Reputation: 270
I have a Cloudflare Firewall Rule that Blocks ASN from different companies (Amazon, Microsoft etc) to prevent attacks from VPS.
(ip.geoip.asnum eq 14618) or (ip.geoip.asnum eq 8075) or (ip.geoip.asnum eq 16276) or (ip.geoip.asnum eq 16509) or (ip.geoip.asnum eq 14061) or (ip.geoip.asnum eq 62567) or (ip.geoip.asnum eq 51167) or (ip.geoip.asnum eq 56617) or (ip.geoip.asnum eq 6188) or (ip.geoip.asnum eq 40819)
The problem is that when I run an Actions on my Github repository, Cloudflare is denying it access to my API URL (Due to the rule I already said, since Github uses Microsoft services). And I need to get a HTTP 200 code in response from my API URL, but since it is blocking the request, I only get a HTTP 403 code. (Which cloudflare shows as access denied, error 1020)
I tried to create another Firewall rule to bypass specific URLs of my site, example: https://example.com?api=secretID
(http.request.full_uri eq "https://example.com?api=secretID1" and http.request.full_uri eq "https://example.com?api=secretID2" and http.request.full_uri eq "https://example.com?api=secretID3" and http.request.full_uri eq "https://example.com?api=secretID4")
But it doesn't work and the requests are still blocked by the first rule, what can I do?
I don't want to disable the main rule because it puts my site at risk.
As you can see I have more than 900 attacks per day.

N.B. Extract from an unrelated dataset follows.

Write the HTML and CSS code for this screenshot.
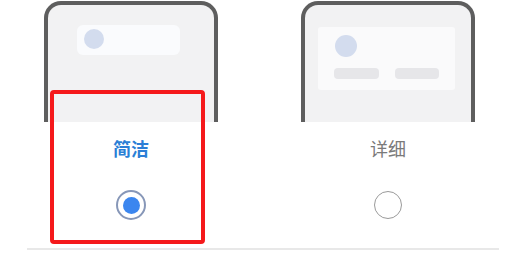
FILE: index.html
```html
<!DOCTYPE html>
<html lang="zh-CN">
<head>
<meta charset="utf-8">
<title>样式选择</title>
<link rel="stylesheet" href="styles.css">
</head>
<body>
<div class="stage">
  <div class="options">
    <div class="option">
      <div class="phone">
        <div class="pill"><span class="avatar small"></span></div>
      </div>
      <div class="label active">简洁</div>
      <div class="radio checked"><span class="dot"></span></div>
    </div>
    <div class="option">
      <div class="phone">
        <div class="card">
          <span class="avatar big"></span>
          <div class="bars"><span class="bar"></span><span class="bar"></span></div>
        </div>
      </div>
      <div class="label">详细</div>
      <div class="radio"></div>
    </div>
  </div>
  <div class="divider"></div>
  <div class="highlight"></div>
</div>
</body>
</html>
```

FILE: styles.css
```css
html, body {
  margin: 0;
  padding: 0;
  background: #ffffff;
  font-family: "Noto Sans CJK SC", "Noto Sans", sans-serif;
}
.stage {
  position: relative;
  width: 518px;
  height: 264px;
  overflow: hidden;
}
.options {
  display: flex;
  gap: 83px;
  padding-left: 44px;
  padding-top: 1px;
}
.option {
  width: 174px;
  display: flex;
  flex-direction: column;
  align-items: center;
}
.phone {
  box-sizing: border-box;
  width: 174px;
  height: 121px;
  border: 4px solid #5e5e5e;
  border-bottom: none;
  border-radius: 17px 17px 0 0;
  background: #f2f2f3;
  padding-top: 20px;
}
.pill {
  box-sizing: border-box;
  margin-left: 29px;
  width: 103px;
  height: 30px;
  border-radius: 6px;
  background: #fafbfd;
  padding: 4px 7px;
}
.avatar {
  display: block;
  border-radius: 50%;
  background: #d3dcee;
}
.avatar.small { width: 20px; height: 20px; }
.card {
  box-sizing: border-box;
  margin: 2px 0 0 13px;
  width: 137px;
  height: 63px;
  border-radius: 3px;
  background: #fafafb;
  padding: 8px 16px 0 17px;
}
.avatar.big { width: 22px; height: 22px; }
.bars {
  display: flex;
  gap: 16px;
  margin: 11px 0 0 -1px;
}
.bar {
  width: 46px;
  height: 11px;
  border-radius: 4px;
  background: #e6e6e9;
}
.label {
  margin-top: 17px;
  font-size: 18px;
  line-height: 18px;
  color: #7a7a7a;
}
.label.active {
  color: #2b7fd6;
  font-weight: 700;
}
.radio {
  box-sizing: border-box;
  margin-top: 34px;
  width: 28px;
  height: 28px;
  border-radius: 50%;
  border: 1.5px solid #9a9a9a;
  display: flex;
  align-items: center;
  justify-content: center;
}
.radio.checked {
  width: 30px;
  height: 30px;
  margin-top: 33px;
  border: 2px solid #8797b8;
}
.dot {
  width: 17px;
  height: 17px;
  border-radius: 50%;
  background: #3b86ef;
}
.divider {
  margin: 28px 0 0 27px;
  width: 472px;
  height: 2px;
  background: #e8e8e8;
}
.highlight {
  position: absolute;
  left: 50px;
  top: 90px;
  width: 155px;
  height: 154px;
  box-sizing: border-box;
  border: 4px solid #f5191b;
  border-radius: 4px;
}
```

My github action makes 3 GET request per link. And I have 4 Links (1 main domain and other 3 subdomains registered as CNAME:
https://example.com/en.php?datazo=secretID
https://sub1.example.com/en.php?datazo=secretID1
https://sub2.example.com/en.php?datazo=secretID2
https://sub3.example.com/en.php?datazo=secretID3
And this is the log from Cloudflare:
Inside log: (I used the https://example.com/en.php?datazo=secretID
example)
RULE "BYPASSING":
Upvotes: 0
Views: 1409
Reputation: 270
After a few days and responses from cloudflare support, my solution was this: Change to "Allow" my "bypassing" rule, since requests that match my filter, will not trigger the rest of firewall rules.

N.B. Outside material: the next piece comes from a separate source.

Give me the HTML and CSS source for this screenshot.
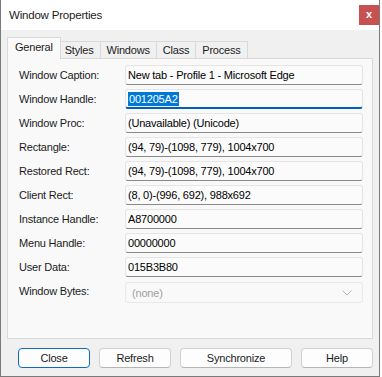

The problem is that "Bypass" was limited exclusively to block what was seen in the screenshot. But it allowed the rest of the rules (including the one blocking ASNs) to be executed.
Upvotes: 0
Reputation: 189
Your rule says
(http.request.full_uri eq "https://example.com?api=secretID1" and http.request.full_uri eq "https://example.com?api=secretID2" and http.request.full_uri eq "https://example.com?api=secretID3" and http.request.full_uri eq "https://example.com?api=secretID4")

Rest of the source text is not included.